Bone Lead Testing Facility

Bone Lead Testing Facility

The Mount Sinai Bone Lead Testing Facility is one of the country’s few centers providing a specialized technique for measuring long-term lead exposure. It is located in the Department of Environmental Medicine and Public Health, Icahn School of Medicine at Mount Sinai in New York City.

 

Primarily for research, in vivo, non-invasive, human bone-lead levels are measured with a technique called X-Ray Fluorescence that is both developed and used here.

 

Volunteer subjects are measured for federally funded research studies. Also measured are people who are referred to us by physicians because they have symptoms of lead toxicity or because the physician is concerned about lead exposure the patient may have suffered in the past. In the absence of documented exposure, the information obtained from bone-lead measurements can provide evidence of historical lead exposure.

Our Mission

Our mission is to learn about the associations between the amount of lead in our bodies and its effects on our health.

Meet the Director

Professor Andrew C. Todd measures lead in bone to assess cumulative lead exposure; directs the Insulators’ Tissue Bank, an asbestos-related disease research biorepository he developed for the Heat and Frost Insulators & Allied Workers union; and directs the World Trade Center Health Program General Responder Data Center at Mount Sinai that manages WTCHP data for over 55,000 general responders involved in the rescue and recovery efforts that followed the attacks on 9/11.

 

Professor Todd holds a PhD in Physics from The University of Birmingham in England. He is a Research Professor in the Department of Environmental Medicine and Public Health at the Icahn School of Medicine at Mount Sinai, where he has been a faculty member since 1992 and was granted tenure in 2023. He was formerly a Visiting Professor at The University of Maryland (Baltimore), Program in Toxicology, and he remains an Adjunct Associate Professor at the Johns Hopkins University, Bloomberg School of Public Health.
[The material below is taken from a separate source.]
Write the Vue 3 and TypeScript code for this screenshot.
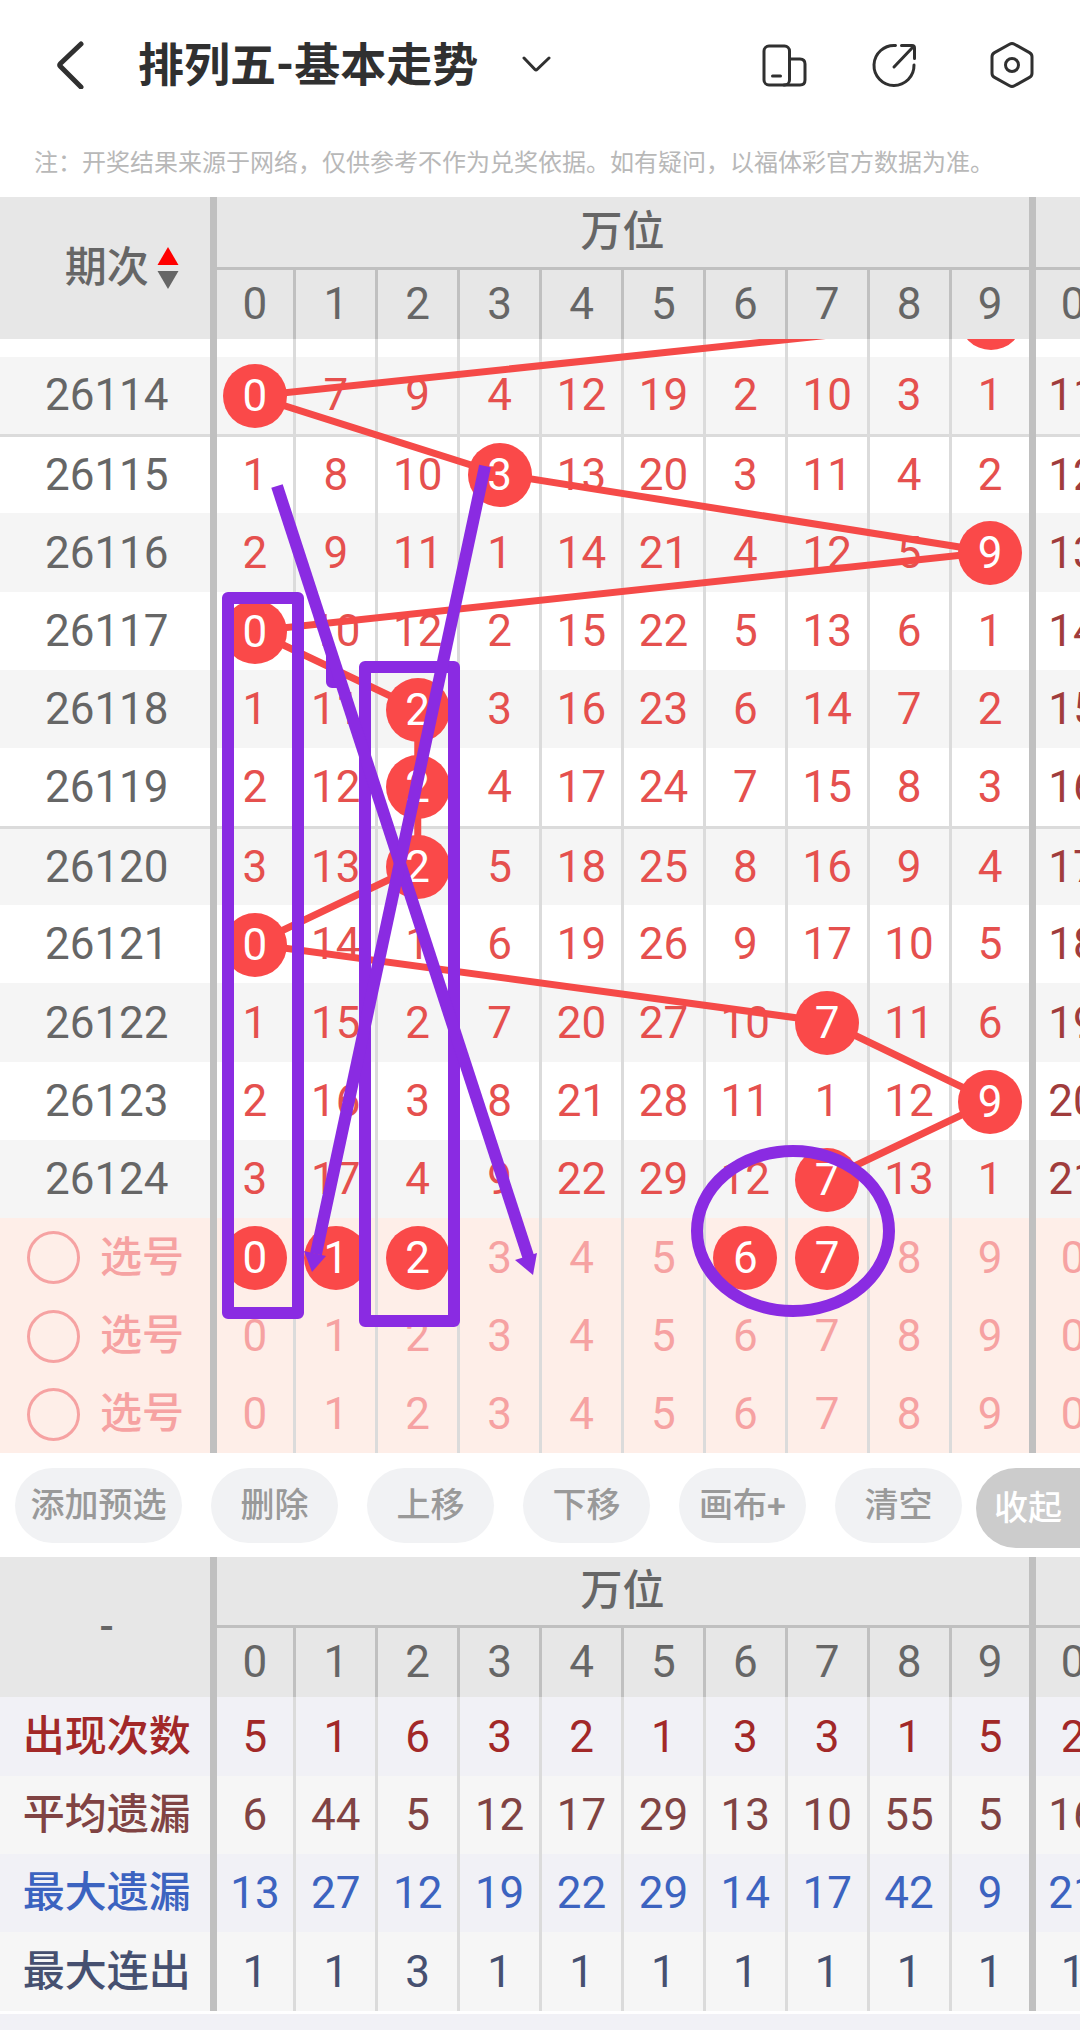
<script setup lang="ts">
import { ref } from 'vue'

interface Draw {
  issue: string
  cells: number[]
  hit: number
  next: number
}

interface Stat {
  label: string
  tone: string
  values: number[]
  next: number
}

const digits = [0, 1, 2, 3, 4, 5, 6, 7, 8, 9]

const draws: Draw[] = [
  { issue: '26114', cells: [0, 7, 9, 4, 12, 19, 2, 10, 3, 1], hit: 0, next: 11 },
  { issue: '26115', cells: [1, 8, 10, 3, 13, 20, 3, 11, 4, 2], hit: 3, next: 12 },
  { issue: '26116', cells: [2, 9, 11, 1, 14, 21, 4, 12, 5, 9], hit: 9, next: 13 },
  { issue: '26117', cells: [0, 10, 12, 2, 15, 22, 5, 13, 6, 1], hit: 0, next: 14 },
  { issue: '26118', cells: [1, 11, 2, 3, 16, 23, 6, 14, 7, 2], hit: 2, next: 15 },
  { issue: '26119', cells: [2, 12, 2, 4, 17, 24, 7, 15, 8, 3], hit: 2, next: 16 },
  { issue: '26120', cells: [3, 13, 2, 5, 18, 25, 8, 16, 9, 4], hit: 2, next: 17 },
  { issue: '26121', cells: [0, 14, 1, 6, 19, 26, 9, 17, 10, 5], hit: 0, next: 18 },
  { issue: '26122', cells: [1, 15, 2, 7, 20, 27, 10, 7, 11, 6], hit: 7, next: 19 },
  { issue: '26123', cells: [2, 16, 3, 8, 21, 28, 11, 1, 12, 9], hit: 9, next: 20 },
  { issue: '26124', cells: [3, 17, 4, 9, 22, 29, 12, 7, 13, 1], hit: 7, next: 21 },
]

const picks = ref<number[][]>([[0, 1, 2, 6, 7], [], []])
const activePick = ref<number | null>(null)

function toggle(row: number, digit: number) {
  const list = picks.value[row]
  const at = list.indexOf(digit)
  if (at < 0) list.push(digit)
  else list.splice(at, 1)
}

const stats: Stat[] = [
  { label: '出现次数', tone: 'count', values: [5, 1, 6, 3, 2, 1, 3, 3, 1, 5], next: 2 },
  { label: '平均遗漏', tone: 'average', values: [6, 44, 5, 12, 17, 29, 13, 10, 55, 5], next: 16 },
  { label: '最大遗漏', tone: 'longest', values: [13, 27, 12, 19, 22, 29, 14, 17, 42, 9], next: 21 },
  { label: '最大连出', tone: 'streak', values: [1, 1, 3, 1, 1, 1, 1, 1, 1, 1], next: 1 },
]

const actions = ['添加预选', '删除', '上移', '下移', '画布+', '清空']

// Trend line geometry: the overlay spans the ten digit columns,
// and every third row is one pixel taller than its neighbours.
const overlayWidth = 819
const overlayHeight = 1114
const columnWidth = overlayWidth / 10
const peek = 18
const rowHeight = 78

const centreX = (digit: number) => (digit + 0.5) * columnWidth
const centreY = (row: number) => peek + row * rowHeight + Math.floor(row / 3) + rowHeight / 2

const previous = { x: centreX(9), y: peek - rowHeight / 2 }
const trend = [
  `${previous.x},${previous.y}`,
  ...draws.map((d, i) => `${centreX(d.hit)},${centreY(i)}`),
].join(' ')
</script>

<template>
  <main class="page">
    <header class="bar">
      <button class="icon back" type="button" aria-label="返回">
        <svg width="28" height="48" viewBox="0 0 28 48"><path d="M25 3 4.500 22.500Q3 24 4.500 25.500L25 46" /></svg>
      </button>
      <h1 class="title">排列五-基本走势</h1>
      <button class="icon more" type="button" aria-label="切换走势">
        <svg width="30" height="18" viewBox="0 0 30 18"><path d="M3 2 14 13.500q1 1 2 0L28 2" /></svg>
      </button>
      <nav class="tools">
        <button class="icon" type="button" aria-label="横竖屏">
          <svg width="48" height="48" viewBox="0 0 48 48">
            <rect x="3" y="5" width="25.500" height="39" rx="5" />
            <path d="M28.500 18H39q5 0 5 5v16q0 5-5 5H23M11.500 35h8" />
          </svg>
        </button>
        <button class="icon" type="button" aria-label="分享">
          <svg width="48" height="48" viewBox="0 0 48 48">
            <path d="M25.500 4.500A20 20 0 1 0 44 24M24 26 43.500 5.500M31.500 4.500H42q2.500 0 2.500 2.500V17.500" />
          </svg>
        </button>
        <button class="icon settings" type="button" aria-label="设置">
          <svg width="48" height="48" viewBox="0 0 48 48">
            <path d="M21.500 3.200q2.500-1.400 5 0l15 8.400q2.500 1.400 2.500 4.200v16.400q0 2.800-2.500 4.200l-15 8.400q-2.500 1.400-5 0l-15-8.400Q4 35 4 32.200V15.800q0-2.800 2.500-4.200Z" />
            <circle cx="24" cy="24" r="6.500" />
          </svg>
        </button>
      </nav>
    </header>
    <p class="note">注：开奖结果来源于网络，仅供参考不作为兑奖依据。如有疑问，以福体彩官方数据为准。</p>

    <section class="chart">
      <table class="grid">
        <colgroup>
          <col class="col-label" />
          <col v-for="d in digits" :key="d" />
          <col class="col-next" />
        </colgroup>
        <thead>
          <tr class="group">
            <th class="label" rowspan="2" scope="col">
              <button class="sort" type="button">
                期次
                <svg width="22" height="44" viewBox="0 0 22 44">
                  <path class="up" d="M11 1 21.500 19H.5Z" />
                  <path class="down" d="M.5 25h21L11 43Z" />
                </svg>
              </button>
            </th>
            <th class="place" colspan="10" scope="colgroup">万位</th>
            <th class="place"></th>
          </tr>
          <tr class="heads">
            <th v-for="d in digits" :key="d" scope="col">{{ d }}</th>
            <th class="next" scope="col"><div>0</div></th>
          </tr>
        </thead>
        <tbody>
          <tr class="peek">
            <th class="label"></th>
            <td v-for="d in digits" :key="d"></td>
            <td class="next"></td>
          </tr>
          <tr v-for="(row, r) in draws" :key="row.issue" class="draw" :class="{ shade: r % 2 === 0, tall: r % 3 === 2, rule: r === 0 || r === 5 }">
            <th class="label" scope="row">{{ row.issue }}</th>
            <td v-for="(n, i) in row.cells" :key="i">
              <span :class="{ ball: i === row.hit }">{{ n }}</span>
            </td>
            <td class="next"><div>{{ row.next }}</div></td>
          </tr>
          <tr v-for="(pick, r) in picks" :key="'pick' + r" class="pick" :class="{ tall: r === 0 }">
            <th class="label" scope="row">
              <label class="choose"><input v-model="activePick" type="radio" name="pick" :value="r" />选号</label>
            </th>
            <td v-for="d in digits" :key="d">
              <button :class="{ ball: pick.includes(d) }" type="button" @click="toggle(r, d)">{{ d }}</button>
            </td>
            <td class="next"><div>0</div></td>
          </tr>
        </tbody>
      </table>
      <svg class="overlay trend" :viewBox="`0 0 ${overlayWidth} ${overlayHeight}`" preserveAspectRatio="none">
        <polyline :points="trend" />
        <circle :cx="previous.x" :cy="previous.y" r="32" />
      </svg>
      <svg class="overlay marks" :viewBox="`0 0 ${overlayWidth} ${overlayHeight}`" preserveAspectRatio="none">
        <rect x="15" y="259" width="70" height="715" />
        <rect x="152" y="328" width="89" height="654" />
        <path d="M119 316v27h6" />
        <path d="M64 147 316 920" />
        <path class="tip" d="m302 921 22-7-4 22Z" />
        <path d="M272 127 103 915" />
        <path class="tip" d="m91 912 22 5-14 16Z" />
        <ellipse cx="580" cy="892" rx="96" ry="80" />
      </svg>
    </section>

    <div class="actions">
      <button v-for="a in actions" :key="a" class="pill" type="button">{{ a }}</button>
      <button class="fold" type="button">收起</button>
    </div>

    <section class="chart summary">
      <table class="grid">
        <colgroup>
          <col class="col-label" />
          <col v-for="d in digits" :key="d" />
          <col class="col-next" />
        </colgroup>
        <thead>
          <tr class="group">
            <th class="label" rowspan="2">-</th>
            <th class="place" colspan="10" scope="colgroup">万位</th>
            <th class="place"></th>
          </tr>
          <tr class="heads">
            <th v-for="d in digits" :key="d" scope="col">{{ d }}</th>
            <th class="next" scope="col"><div>0</div></th>
          </tr>
        </thead>
        <tbody>
          <tr v-for="(s, i) in stats" :key="s.label" class="stat" :class="[s.tone, { tall: i % 3 === 0 }]">
            <th class="label" scope="row">{{ s.label }}</th>
            <td v-for="(n, k) in s.values" :key="k">{{ n }}</td>
            <td class="next"><div>{{ s.next }}</div></td>
          </tr>
        </tbody>
      </table>
    </section>
    <footer class="foot"></footer>
  </main>
</template>

<style>
body {
  margin: 0;
  background: #fff;
}
</style>

<style scoped>
.page {
  display: flex;
  flex-direction: column;
  min-height: 100vh;
  overflow: hidden;
  color: #666;
  font-family: Roboto, "Noto Sans CJK SC", sans-serif;
}

button {
  margin: 0;
  padding: 0;
  border: 0;
  background: none;
  color: inherit;
  font: inherit;
}

.bar {
  display: flex;
  box-sizing: border-box;
  align-items: center;
  height: 128px;
  padding: 2px 44px 0 56px;
  color: #303030;
}

.icon {
  display: flex;
}

.icon svg {
  fill: none;
  stroke: currentColor;
  stroke-width: 3;
  stroke-linecap: round;
  stroke-linejoin: round;
}

.back svg {
  stroke-width: 5;
}

.title {
  margin: 0 43px 0 54px;
  font-size: 46px;
  font-weight: 700;
  line-height: 64px;
}

.tools {
  display: flex;
  gap: 61px;
  margin-left: auto;
}

.settings {
  margin-left: 9px;
}

.note {
  height: 69px;
  margin: 0;
  padding-left: 34px;
  color: #b8b8b8;
  font-size: 24px;
  line-height: 71px;
  white-space: nowrap;
}

.chart {
  position: relative;
  overflow: hidden;
}

.grid {
  width: 100%;
  table-layout: fixed;
  border-collapse: collapse;
  font-size: 44px;
  line-height: 60px;
}

.col-label {
  width: 213px;
}

.col-next {
  width: 48px;
}

th,
td {
  padding: 0;
  border-right: 3px solid #dbdbdb;
  font-weight: 400;
  text-align: center;
  white-space: nowrap;
}

th.label {
  padding-left: 4px;
  border-right: 7px solid #c0c0c0;
}

.group th,
.choose,
.stat .label {
  font-size: 42px;
  font-weight: 500;
}

td.next,
th.next,
th.place + th.place {
  border-right: 0;
  border-left: 7px solid #c0c0c0;
}

.next div {
  width: 75px;
}

thead {
  background: #e7e7e7;
}

thead th {
  border-right-color: #c0c0c0;
}

thead .place {
  border-bottom: 3px solid #c0c0c0;
}

.group,
.heads {
  height: 71px;
}

.summary .group {
  height: 69px;
}

.sort {
  display: inline-flex;
  align-items: center;
  gap: 8px;
  padding-left: 30px;
}

.up {
  fill: #f00;
}

.down {
  fill: #666;
}

.peek {
  height: 18px;
}

.draw,
.pick,
.stat {
  height: 78px;
}

.tall {
  height: 79px;
}

.shade {
  background: #f5f5f5;
}

.rule > * {
  border-bottom: 3px solid #dbdbdb;
}

.draw td {
  color: #e5504e;
}

.draw td.next {
  color: #a03c3c;
}

.pick {
  background: #feeee8;
  color: #f6a2a2;
}

.ball {
  position: relative;
  z-index: 2;
  display: inline-block;
  width: 64px;
  height: 64px;
  border-radius: 50%;
  background: #fa4949;
  color: #fff;
  line-height: 64px;
  vertical-align: middle;
}

.choose {
  display: flex;
  align-items: center;
  gap: 20px;
  padding-left: 23px;
}

.choose input {
  width: 53px;
  height: 53px;
  margin: 0;
  border: 3px solid #f6a2a2;
  border-radius: 50%;
  appearance: none;
}

.choose input:checked {
  background: #f6a2a2;
}

.overlay {
  position: absolute;
  bottom: 0;
  left: 213px;
  width: calc(100% - 261px);
  height: 1114px;
  overflow: hidden;
  pointer-events: none;
}

.trend {
  z-index: 1;
  fill: #fa4949;
}

.trend polyline {
  fill: none;
  stroke: #f54a48;
  stroke-width: 7;
}

.marks {
  z-index: 3;
  fill: none;
  stroke: #8a2be2;
  stroke-width: 12;
  stroke-linejoin: round;
}

.marks .tip {
  fill: #8a2be2;
  stroke: none;
}

.actions {
  display: flex;
  height: 89px;
  padding: 15px 0 0 15px;
  font-size: 34px;
  font-weight: 500;
}

.pill,
.fold {
  padding-bottom: 6px;
  white-space: nowrap;
}

.pill {
  flex: 1 1 127px;
  height: 75px;
  margin-right: 29px;
  border-radius: 38px;
  background: #f1f2f4;
  color: #999;
}

.pill:first-child {
  flex-basis: 167px;
}

.pill:nth-last-child(2) {
  margin-right: 14px;
}

.fold {
  width: 104px;
  height: 80px;
  border-radius: 40px 0 0 40px;
  background: #ccc;
  color: #fff;
}

.stat {
  background: #f6f6f6;
}

.count,
.longest {
  background: #f1f1f6;
}

.count {
  color: #a22828;
}

.average {
  color: #804343;
}

.longest {
  color: #3c63c0;
}

.streak {
  color: #465070;
}

.foot {
  flex: 1;
  min-height: 16px;
  border-top: 3px solid #fff;
  background: #f1f1f6;
}
</style>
Professor Todd has been the Principal Investigator of numerous NIH-funded studies and a co-investigator on many others. His research has centered on both the development of in vivo bone lead measurements for the assessment of long-term lead exposure and on the application of those techniques to studies of human health. This work has been performed across the US and in several countries around the world, resulting in nearly 200 peer-reviewed publications.

Professor Todd has reviewed for the National Institutes of Health and the American Public Health Association, and for Environmental Research, Environmental Health Perspectives, JAMA (Journal of the American Medical Association), Medical Physics and Physics in Medicine and Biology. He is a Contributing Editor to the American Journal of Industrial Medicine.

In the aftermath of the WTC attacks, Professor Todd led all non-medical aspects of the provision of medical evaluation and subsequent treatment of WTC rescue and recovery workers. His compelling application to site the WTC General Responder Data Center at Mount Sinai was awarded in 2004. Professor Todd is currently the Director of this Center at Mount Sinai, recently re-funded by the CDC/NIOSH through 2027.

Professor Todd also developed, obtained funding for and now directs a North American tissue collection effort for lung cancer and mesothelioma in asbestos-exposed workers and their families.